Unless that 1 ISA, 1 toolchain is formally verified end-to-end, aka “correct-by-construction”, there are still risk of bugs. Currently the only production-ready formally verified compiler for a fast enough language is CompCert, assuming we write a C implementation (or formally verify Nim->C compilation), but even Risc-V ISA isn’t formally verified as far as I know and it’s unrealistic to formally verify Rust within 5 years. NWe could also consider languages designed for formal verification like Ada/Spark or Lean, we can have something but Lean is too slow and Ada/Spark needs licensing.

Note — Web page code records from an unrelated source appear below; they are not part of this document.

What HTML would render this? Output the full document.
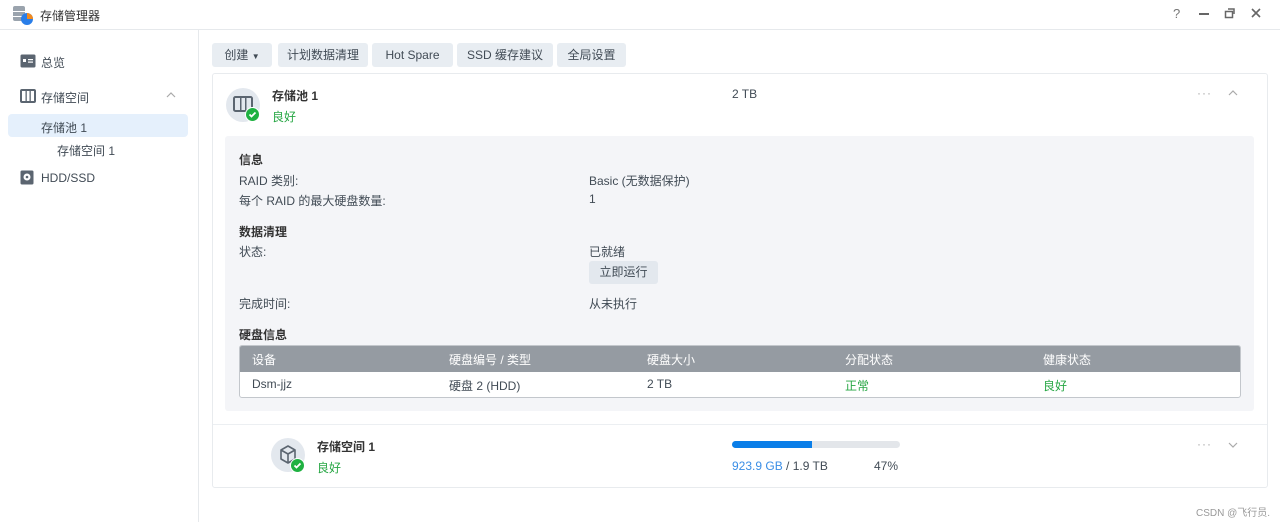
<!DOCTYPE html>
<html><head><meta charset="utf-8"><style>
*{margin:0;padding:0;box-sizing:border-box}
body{width:1280px;height:522px;background:#fff;font-family:"Liberation Sans","Noto Sans CJK SC",sans-serif;font-size:12px;color:#414b55;position:relative;overflow:hidden}
.a{position:absolute;white-space:nowrap}
.btn{position:absolute;top:43px;height:24px;background:#e8edf2;border-radius:3px;line-height:24px;text-align:center;color:#414b55}
.b{font-weight:bold;color:#333}
.g{color:#28a745}
</style></head><body>
<div class="a" style="left:0;top:0;width:1280px;height:30px;border-bottom:1px solid #e6e9ec"></div>
<svg class="a" style="left:12px;top:4px" width="22" height="22"><rect x="1" y="2" width="12" height="15" rx="2" fill="#9aa3ad"/><rect x="1" y="7" width="12" height="1" fill="#fff"/><rect x="1" y="12" width="12" height="1" fill="#fff"/><circle cx="15" cy="15" r="6" fill="#2a7ee8"/><path d="M15 9a6 6 0 0 1 6 6h-6z" fill="#f28a1e"/></svg>
<div class="a" style="left:40px;top:7px;font-size:12px;color:#333">存储管理器</div>
<div class="a" style="left:1173px;top:6px;font-size:13px;color:#777">?</div>
<div class="a" style="left:1199px;top:13px;width:10px;height:2px;background:#666"></div>
<svg class="a" style="left:1224px;top:7px" width="12" height="12"><rect x="1.5" y="4.5" width="7" height="6" fill="none" stroke="#666" stroke-width="1.5"/><path d="M4 2h6v5" fill="none" stroke="#666" stroke-width="1.5"/></svg>
<svg class="a" style="left:1251px;top:8px" width="10" height="10"><path d="M1 1l8 8M9 1l-8 8" stroke="#666" stroke-width="1.6"/></svg>
<div class="a" style="left:198px;top:30px;width:1px;height:492px;background:#e6e9ec"></div>
<svg class="a" style="left:20px;top:54px" width="16" height="14"><rect x="0.5" y="0.5" width="15" height="13" rx="1.5" fill="#5b6570"/><rect x="3" y="5" width="3" height="3" fill="#fff"/><rect x="8" y="5" width="5" height="1.2" fill="#fff"/><rect x="8" y="7.5" width="5" height="1.2" fill="#fff"/></svg>
<div class="a" style="left:41px;top:54px">总览</div>
<svg class="a" style="left:20px;top:89px" width="16" height="14"><rect x="1" y="1" width="14" height="12" rx="1" fill="none" stroke="#5b6570" stroke-width="2"/><rect x="5.5" y="2" width="1.3" height="10" fill="#5b6570"/><rect x="9.5" y="2" width="1.3" height="10" fill="#5b6570"/></svg>
<div class="a" style="left:41px;top:89px">存储空间</div>
<svg class="a" style="left:166px;top:92px" width="10" height="6"><path d="M1 5l4-4 4 4" fill="none" stroke="#aaa" stroke-width="1.2"/></svg>
<div class="a" style="left:8px;top:114px;width:180px;height:23px;background:#e5f0fc;border-radius:4px"></div>
<div class="a" style="left:41px;top:119px">存储池 1</div>
<div class="a" style="left:57px;top:142px">存储空间 1</div>
<svg class="a" style="left:20px;top:170px" width="14" height="15"><rect x="0.5" y="0.5" width="13" height="14" rx="1.5" fill="#5b6570"/><circle cx="7" cy="7" r="3.5" fill="#fff"/><circle cx="7" cy="7" r="1.3" fill="#5b6570"/></svg>
<div class="a" style="left:41px;top:171px">HDD/SSD</div>

<div class="btn" style="left:212px;width:60px">创建 <span style="font-size:8px">▼</span></div>
<div class="btn" style="left:278px;width:90px">计划数据清理</div>
<div class="btn" style="left:372px;width:81px">Hot Spare</div>
<div class="btn" style="left:457px;width:96px">SSD 缓存建议</div>
<div class="btn" style="left:557px;width:69px">全局设置</div>

<div class="a" style="left:212px;top:73px;width:1056px;height:415px;border:1px solid #e8ebee;border-radius:3px"></div>
<div class="a" style="left:226px;top:88px;width:34px;height:34px;border-radius:50%;background:#e3e8ee"></div>
<svg class="a" style="left:233px;top:96px" width="20" height="16"><rect x="1" y="1" width="18" height="14" rx="1.5" fill="none" stroke="#5b6570" stroke-width="2"/><rect x="7" y="2" width="1.5" height="12" fill="#5b6570"/><rect x="12" y="2" width="1.5" height="12" fill="#5b6570"/></svg>
<svg class="a" style="left:245px;top:107px" width="15" height="15"><circle cx="7.5" cy="7.5" r="7" fill="#1fb141" stroke="#fff" stroke-width="1"/><path d="M4.5 7.5l2 2 4-4" fill="none" stroke="#fff" stroke-width="1.8"/></svg>
<div class="a b" style="left:272px;top:87px">存储池 1</div>
<div class="a g" style="left:272px;top:108px">良好</div>
<div class="a" style="left:732px;top:87px">2 TB</div>
<div class="a" style="left:1197px;top:86px;color:#aaa;letter-spacing:1px">···</div>
<svg class="a" style="left:1228px;top:90px" width="10" height="6"><path d="M1 5l4-4 4 4" fill="none" stroke="#aaa" stroke-width="1.2"/></svg>

<div class="a" style="left:225px;top:136px;width:1029px;height:275px;background:#f4f5f8;border-radius:3px"></div>
<div class="a b" style="left:239px;top:151px">信息</div>
<div class="a" style="left:239px;top:172px">RAID 类别:</div>
<div class="a" style="left:589px;top:172px">Basic (无数据保护)</div>
<div class="a" style="left:239px;top:192px">每个 RAID 的最大硬盘数量:</div>
<div class="a" style="left:589px;top:192px">1</div>
<div class="a b" style="left:239px;top:223px">数据清理</div>
<div class="a" style="left:239px;top:243px">状态:</div>
<div class="a" style="left:589px;top:243px">已就绪</div>
<div class="a" style="left:589px;top:261px;width:69px;height:23px;background:#e3e8ee;border-radius:3px;text-align:center;line-height:23px">立即运行</div>
<div class="a" style="left:239px;top:295px">完成时间:</div>
<div class="a" style="left:589px;top:295px">从未执行</div>
<div class="a b" style="left:239px;top:326px">硬盘信息</div>
<div class="a" style="left:239px;top:345px;width:1002px;height:53px;border:1px solid #c3c7cc;border-radius:3px;background:#fff;overflow:hidden">
<div style="height:26px;background:#959ba2"></div></div>
<div class="a" style="left:252px;top:351px;color:#fff">设备</div>
<div class="a" style="left:449px;top:351px;color:#fff">硬盘编号 / 类型</div>
<div class="a" style="left:647px;top:351px;color:#fff">硬盘大小</div>
<div class="a" style="left:845px;top:351px;color:#fff">分配状态</div>
<div class="a" style="left:1043px;top:351px;color:#fff">健康状态</div>
<div class="a" style="left:252px;top:377px">Dsm-jjz</div>
<div class="a" style="left:449px;top:377px">硬盘 2 (HDD)</div>
<div class="a" style="left:647px;top:377px">2 TB</div>
<div class="a g" style="left:845px;top:377px">正常</div>
<div class="a g" style="left:1043px;top:377px">良好</div>

<div class="a" style="left:213px;top:424px;width:1054px;height:1px;background:#eceff2"></div>
<div class="a" style="left:271px;top:438px;width:34px;height:34px;border-radius:50%;background:#e3e8ee"></div>
<svg class="a" style="left:278px;top:444px" width="20" height="22"><path d="M10 2l7 4v9l-7 4-7-4V6z M3 6l7 4 7-4 M10 10v9" fill="none" stroke="#5b6570" stroke-width="1.6" stroke-linejoin="round"/></svg>
<svg class="a" style="left:290px;top:458px" width="15" height="15"><circle cx="7.5" cy="7.5" r="7" fill="#1fb141" stroke="#fff" stroke-width="1"/><path d="M4.5 7.5l2 2 4-4" fill="none" stroke="#fff" stroke-width="1.8"/></svg>
<div class="a b" style="left:317px;top:438px">存储空间 1</div>
<div class="a g" style="left:317px;top:459px">良好</div>
<div class="a" style="left:732px;top:441px;width:168px;height:7px;border-radius:4px;background:#e3e6ea"></div>
<div class="a" style="left:732px;top:441px;width:80px;height:7px;border-radius:4px 0 0 4px;background:#0a7ee8"></div>
<div class="a" style="left:732px;top:459px"><span style="color:#3a8ee6">923.9 GB</span> / 1.9 TB</div>
<div class="a" style="left:874px;top:459px">47%</div>
<div class="a" style="left:1197px;top:437px;color:#aaa;letter-spacing:1px">···</div>
<svg class="a" style="left:1228px;top:442px" width="10" height="6"><path d="M1 1l4 4 4-4" fill="none" stroke="#aaa" stroke-width="1.2"/></svg>
<div class="a" style="left:1196px;top:504px;font-size:10px;color:#999">CSDN @飞行员.</div>
</body></html>
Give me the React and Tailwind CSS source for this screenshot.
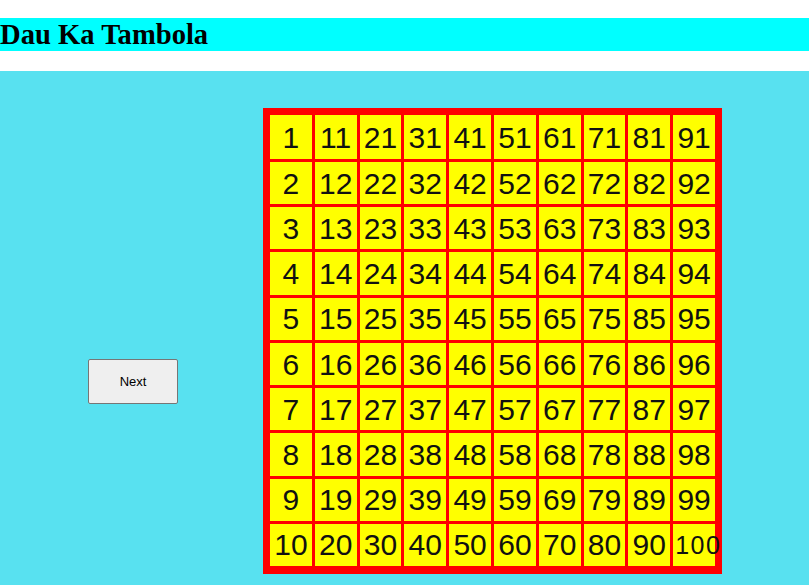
import React from "react";

export default function App() {
  const rows = Array.from({ length: 10 }, (_, r) => r);
  const cols = Array.from({ length: 10 }, (_, c) => c);
  return (
    <div className="w-full min-h-screen bg-white">
      <div className="pt-[18px] pb-[20px]">
        <h1
          className="m-0 h-[33px] bg-[#00ffff] text-[28.6px] leading-[33px] font-bold text-black"
          style={{ fontFamily: '"Liberation Serif", "Times New Roman", serif' }}
        >
          Dau Ka Tambola
        </h1>
      </div>
      <div className="flex items-start bg-[#58e1f0] min-h-[514px] pt-[37px] pl-[88px]">
        <button
          className="mt-[251px] w-[90px] h-[45px] bg-[#efefef] border border-[#767676] rounded-[2px] text-[13px] text-black flex items-center justify-center"
          style={{ fontFamily: '"Liberation Sans", Arial, sans-serif' }}
        >
          Next
        </button>
        <div
          className="ml-[85px] w-[459px] bg-[#ff0000] pt-[7px] pl-[7px] pr-[7px] pb-[8px]"
          style={{ fontFamily: '"Liberation Sans", Arial, sans-serif' }}
        >
          <div className="grid h-[451px] grid-cols-10 grid-rows-[44px_repeat(9,minmax(0,1fr))] gap-[3px]">
            {rows.map((r) =>
              cols.map((c) => {
                const n = c * 10 + r + 1;
                const isHundred = n === 100;
                return (
                  <div
                    key={n}
                    className={
                      isHundred
                        ? "relative z-10 bg-[#ffff00] flex items-center justify-start pl-[2px] pt-[2px] overflow-visible whitespace-nowrap text-[25px] tracking-[1.5px] text-[#111]"
                        : "bg-[#ffff00] flex items-center justify-center whitespace-nowrap text-[30px] text-[#111]"
                    }
                  >
                    {n}
                  </div>
                );
              })
            )}
          </div>
        </div>
      </div>
    </div>
  );
}
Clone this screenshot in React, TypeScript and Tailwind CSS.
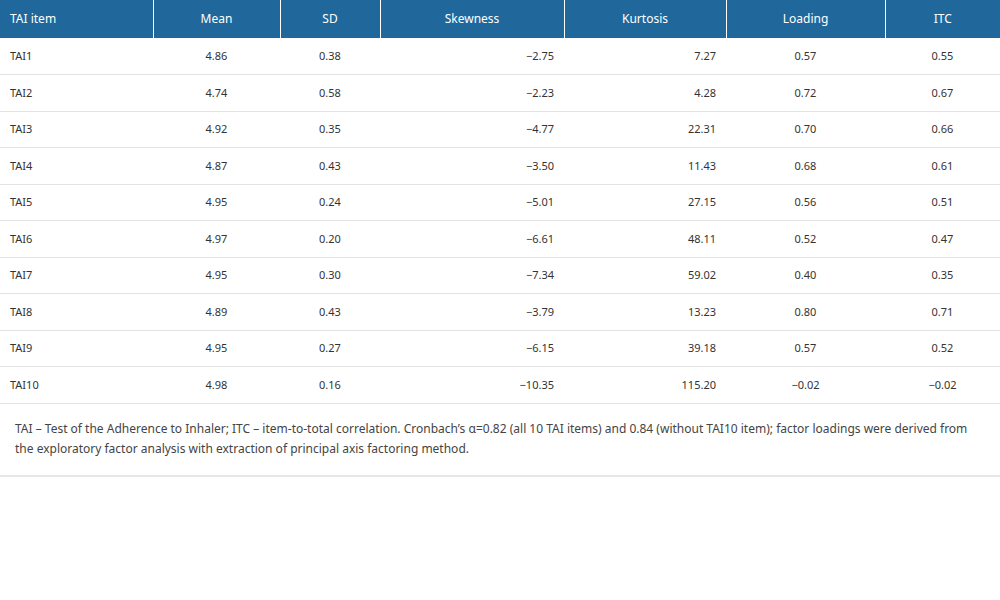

Will it be in 5 years, I sure hope so but as Clement mentioned, ZK languages and ISA like Cairo, Noir, Valida have inherent benefits that an ISA optimized for hardware cannot attain.
For example:
For locality, they use registers, an addition would need 2 load from memory, 1 add in register, 1 store. A ZK optimized language or ISA, would forego registers and have a trace 4x smaller by directly operating on memory.
Also for locality, each function requires saving all registers modified by the function (either callee or caller saved depending on the call convention), and then restoring them at the end. A ZK optimized language or ISA does not need that. See RISC-V Bytes: Caller and Callee Saved Registers · Daniel Mangum on Risc0, register x18 to x27 need to be saved, potentially generating huge proof overhead if a library is made of many small functions. And if you look at consensus specs, many functions are very small:
So there is a ceiling, assuming proving load/store have the same cost as proving a compute operation:
from 1, if working on new data (i.e. not in registers) RISC-V based zkVM are at best 4x slower than ZK optimized languages/ISA. This is the case, we get new blocks all the time and rehash everything.
from 2, while having small descriptive functions with single responsibility is what the Ethereum spec strive for, optimizing for Risc-V zkVMs would instead encourage developing with large functions that would be error-prone, hard to maintain and audit.